Nilgiri Mountain Railway was declared a UNESCO World Heritage Site in July 2005.

Kalka-Shimla Railway

The Kalka-Shimla Railway runs between Kalka and Shimla. The railroad is a 95.66 kilometers (59.44 mi) long, 2 ft 6 in (762 mm) narrow-gauge line. Shimla is the modern capital of Himachal Pradesh and is located at an elevation of 2,205 meters (7,234 ft) in the foothills of the Himalayas. It was formerly the summer capital of British India, starting in 1864, and also served as the headquarters of the British Army in India.

Prior to construction of the railroad, the only access to Shimla was by village cart-way. The railway line was constructed by the Delhi–Ambala–Kalka Railway Company, beginning in 1898 in the Siwalik Hills, and was completed in 1903.
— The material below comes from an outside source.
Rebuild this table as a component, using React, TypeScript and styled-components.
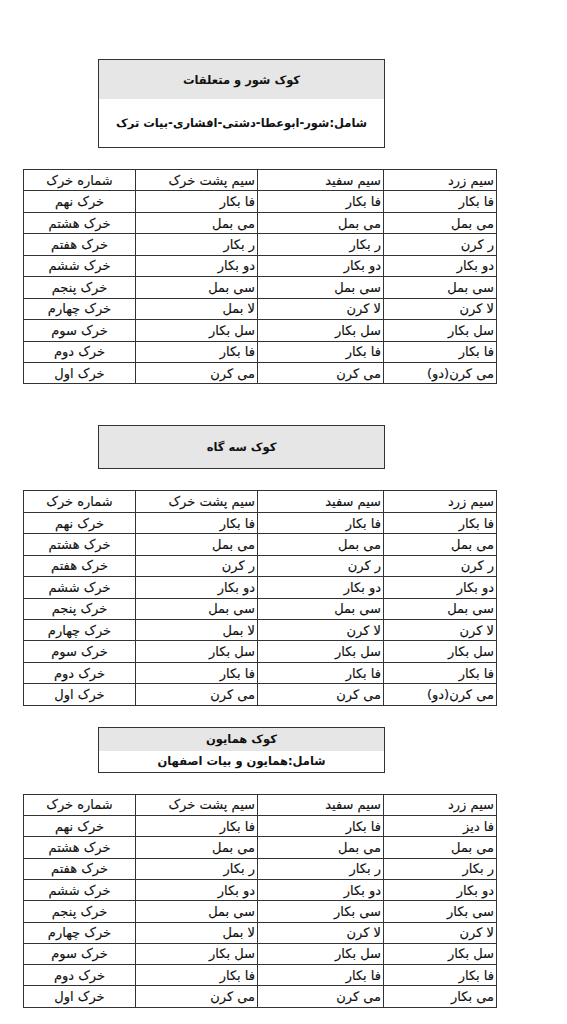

Kalka-Shimla Railway has 103 tunnels and 864 bridges. Many of the bridges are multi-arched, reminiscent of Ancient Roman aqueducts, while one bridge, which spans 18.29 meters (60.0 ft), is made with plate girders and steel truss. The ruling gradient of the railway is 1:33 or 3%, and it features 919 curves, with the sharpest at 48 degrees (a radius of 37.47 meters (122.9 ft)). The tracks climb from 656 meters (2,152 ft) to a peak elevation of 2,076 meters (6,811 ft) at Shimla. The longest tunnel on the line is the Barog Tunnel (No. 33) which is 1,144 meters (3,753 ft) long, connecting Dagshai and Solan. The loops at Taksal, Gumman, and Dharampur help to attain flatter gradients.
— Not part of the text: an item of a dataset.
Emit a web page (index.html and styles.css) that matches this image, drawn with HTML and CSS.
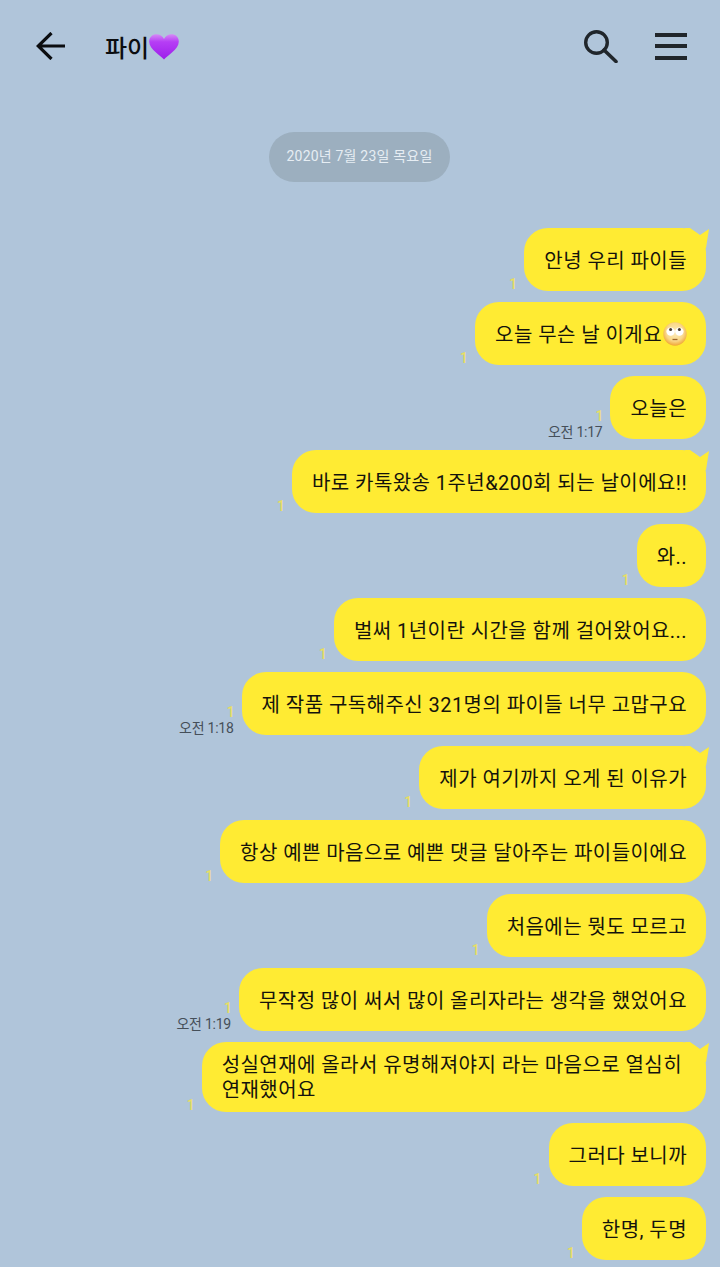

Kalka-Shimla Railway joined the Nilgiri and Darjeeling lines as a World Heritage Site in 2008.

Matheran Hill Railway

The Matheran Hill Railway covers a distance of 20 kilometers (12 mi) between Neral and Matheran in the Western Ghats.

The construction of
Matheran Hill Railway was led by Abdul Peerbhoy and was financed by his father, Sir Adamjee Peerbhoy of the Adamjee Group. The route was designed in 1900 with construction beginning in 1904 and completed in 1907. The original tracks were built using 30 pound per yard rails but were later updated with heavier 42 pound per yard rails. Until the 1980s, the railway was closed during Monsoon season due to increased risk of landslides, but it is now kept open throughout the year. The line is administered by Central Railways.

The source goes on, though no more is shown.